Non-oil companies may have won most of the blocks offered in China's second shale gas auction, media and industry officials say, which may mean lucrative opportunities for service companies such as Schlumberger, Halliburton and China's Anton Oilfield Services Group.

China, the world's top energy user, is believed to hold the world's largest reserves of shale gas, which is trapped in rocks and requires a technology called hydraulic fracturing, or fracking, to unleash.

Utility, coal mining, real estate and investment firms have put in more aggressive bids than oil companies, Beijing Business Today quoted an official of the Ministry of Land and Resources as saying.

"Looking from the award results, it's fair to say that non-oil and gas firms will be involved in shale gas business," Zhang Dawei, head of the ministry's reserve appraisal center, said.

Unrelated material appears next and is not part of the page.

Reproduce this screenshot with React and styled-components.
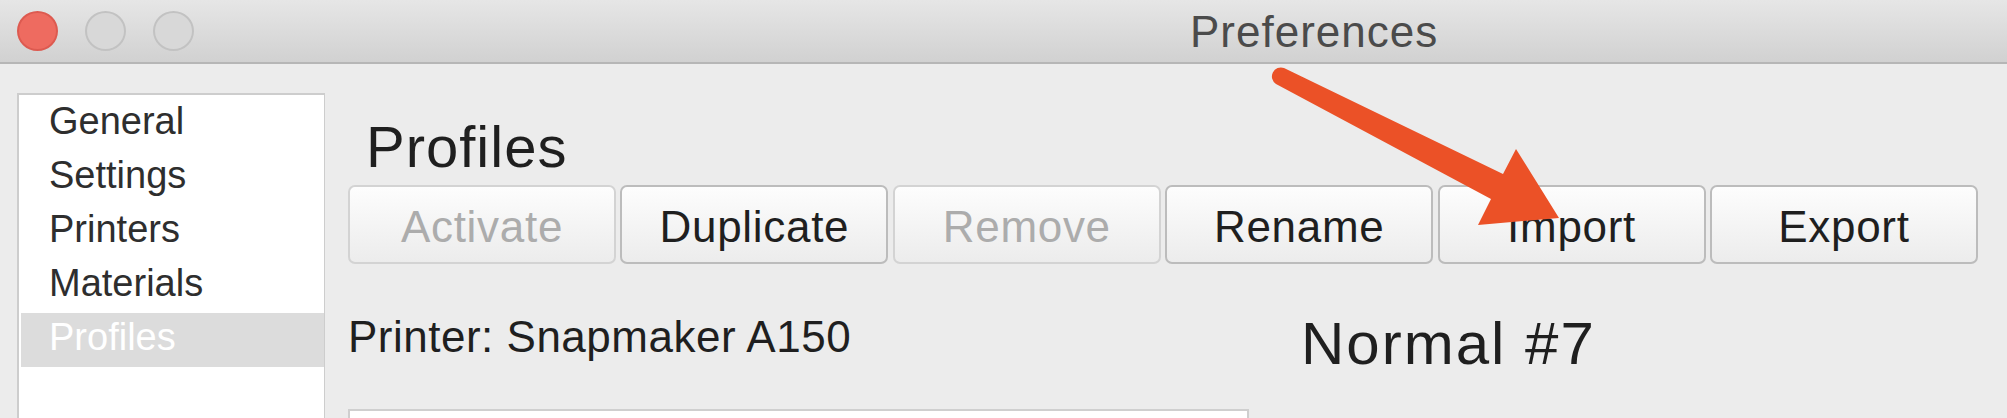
import styled, { createGlobalStyle } from 'styled-components';

const GlobalStyle = createGlobalStyle`
  html, body {
    margin: 0;
    padding: 0;
    height: 100%;
    overflow: hidden;
    background: #ececec;
    font-family: "Liberation Sans", Arial, sans-serif;
  }
`;

const Window = styled.div`
  position: relative;
  width: 2007px;
  height: 418px;
  overflow: hidden;
  background: #ececec;
`;

const TitleBar = styled.div`
  display: flex;
  align-items: center;
  height: 62px;
  padding-left: 17px;
  background: linear-gradient(#e6e6e6, #d1d1d1);
  border-bottom: 2px solid #b6b6b6;
  box-sizing: content-box;
`;

const Lights = styled.div`
  display: flex;
  gap: 27px;
`;

const Light = styled.span`
  width: 41px;
  height: 40px;
  border-radius: 50%;
  box-sizing: border-box;
  background: ${(p) => (p.$red ? '#ee6b60' : '#d8d8d8')};
  border: 2px solid ${(p) => (p.$red ? '#dd5a50' : '#c2c2c2')};
`;

const Title = styled.div`
  margin-left: 996px;
  font-size: 44px;
  line-height: 44px;
  letter-spacing: 1px;
  color: #4b4b4b;
  padding-top: 1px;
`;

const Body = styled.div`
  display: flex;
  padding: 29px 0 0 17px;
`;

const Sidebar = styled.ul`
  list-style: none;
  margin: 0;
  width: 303px;
  height: 400px;
  padding: 2px 0 0 2px;
  background: #fff;
  border: 2px solid #cdcdcd;
  border-right: 1px solid #cdcdcd;
  box-sizing: content-box;
  flex-shrink: 0;
`;

const NavItem = styled.li`
  height: 54px;
  box-sizing: border-box;
  padding: 0 0 6px 28px;
  font-size: 38px;
  line-height: 48px;
  color: ${(p) => (p.$active ? '#fff' : '#2e2e2e')};
  background: ${(p) => (p.$active ? '#dcdcdc' : 'transparent')};
`;

const Content = styled.div`
  display: flex;
  flex-direction: column;
  margin-left: 23px;
  padding-top: 22px;
`;

const Heading = styled.h1`
  margin: 0 0 6px 18px;
  font-size: 58px;
  line-height: 64px;
  letter-spacing: 1px;
  font-weight: 400;
  color: #1f1f1f;
`;

const Toolbar = styled.div`
  display: grid;
  grid-template-columns: repeat(6, 268px);
  column-gap: 4.4px;
`;

const Button = styled.button`
  height: 79px;
  box-sizing: border-box;
  padding: 4px 0 0;
  font-family: inherit;
  font-size: 44px;
  line-height: 71px;
  letter-spacing: 0.7px;
  border-radius: 7px;
  border: 2px solid ${(p) => (p.disabled ? '#d3d3d3' : '#bcbcbc')};
  background: linear-gradient(#fdfdfd, #ececec);
  color: ${(p) => (p.disabled ? '#acacac' : '#1f1f1f')};
  cursor: default;
`;

const DetailRow = styled.div`
  display: flex;
  gap: 52px;
  margin-top: 45px;
`;

const LeftColumn = styled.div`
  display: flex;
  flex-direction: column;
  width: 901px;
  padding-top: 3px;
`;

const Label = styled.div`
  font-size: 44px;
  line-height: 50px;
  letter-spacing: 0.5px;
  color: #1f1f1f;
`;

const ListBox = styled.div`
  margin-top: 47px;
  height: 200px;
  background: #fff;
  border: 2px solid #cfcfcf;
`;

const ProfileName = styled.div`
  font-size: 60px;
  line-height: 70px;
  letter-spacing: 2px;
  color: #1f1f1f;
`;

const ArrowOverlay = styled.svg`
  position: absolute;
  left: 0;
  top: 0;
  pointer-events: none;
`;

const navItems = ['General', 'Settings', 'Printers', 'Materials', 'Profiles'];

const buttons = [
  { label: 'Activate', disabled: true },
  { label: 'Duplicate' },
  { label: 'Remove', disabled: true },
  { label: 'Rename' },
  { label: 'Import' },
  { label: 'Export' },
];

const App = () => {
  return (
    <Window>
      <GlobalStyle />
      <TitleBar>
        <Lights>
          <Light $red />
          <Light />
          <Light />
        </Lights>
        <Title>Preferences</Title>
      </TitleBar>

      <Body>
        <Sidebar>
          {navItems.map((item) => (
            <NavItem key={item} $active={item === 'Profiles'}>
              {item}
            </NavItem>
          ))}
        </Sidebar>

        <Content>
          <Heading>Profiles</Heading>
          <Toolbar>
            {buttons.map((b) => (
              <Button key={b.label} disabled={b.disabled}>
                {b.label}
              </Button>
            ))}
          </Toolbar>

          <DetailRow>
            <LeftColumn>
              <Label>Printer: Snapmaker A150</Label>
              <ListBox />
            </LeftColumn>
            <ProfileName>Normal #7</ProfileName>
          </DetailRow>
        </Content>
      </Body>

      {/* annotation arrow pointing at Import */}
      <ArrowOverlay width="2007" height="418" viewBox="0 0 2007 418">
        <path
          d="M 1284 68 L 1503 174 L 1516 149 L 1559 218 L 1478 225 L 1491 199 L 1276 84 A 9 9 0 0 1 1284 68 Z"
          fill="#eb5127"
        />
      </ArrowOverlay>
    </Window>
  );
};

export default App;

China officially launched the search for shale gas from late 2009 and has tiny commercial operations so far. The government expected large-scale shale gas development after 2015, saying the industry needs to first identify technology suitable to China's complex geology.

As many as 83 companies has made 152 bids for the right to explore shale gas deposits throughout China in a tender that opened in September and closed on Oct. 25. It covered 20 blocks with a total area of 20,002 square km (7,722 square miles).

The ministry has yet to announce the winners.

Private firms and foreign-funded joint ventures controlled by Chinese investors had also been invited to participate for the first time, the ministry has said. Six bidders are joint-venture companies, the Beijing paper said.

The ministry has drafted an industry standard to guide non-oil firms, and for companies that have made discoveries in these blocks it would expand the blocks without the firms having to go through another round of bidding, the paper said.

"It certainly means more opportunities for the service guys like Schlumberger and Weatherford, as these non-oil companies don't have their own expertise," said one official with a U.S. oil and gas company.

Industry officials said the non-oil companies, many backed by provincial governments eager for a share in a perceived shale boom, have offered to invest 10 times the minimum required by the tender.

"It's potentially a very risky move. Many of them have underestimated the difficulty of developing shale gas in China," said a second official with an international oil major.

China awarded two of the four blocks on offer in its first shale gas tender to China Petroleum & Chemical Corp (Sinopec) and a provincial coal seam gas company.

Despite the enthusiasm for the second tender, industry experts have cautioned that blocks offered at auction by the Ministry of Land and Resources are likely to be less prospective in reserves. The better blocks are already in the hands of top energy firms PetroChina and Sinopec Corp.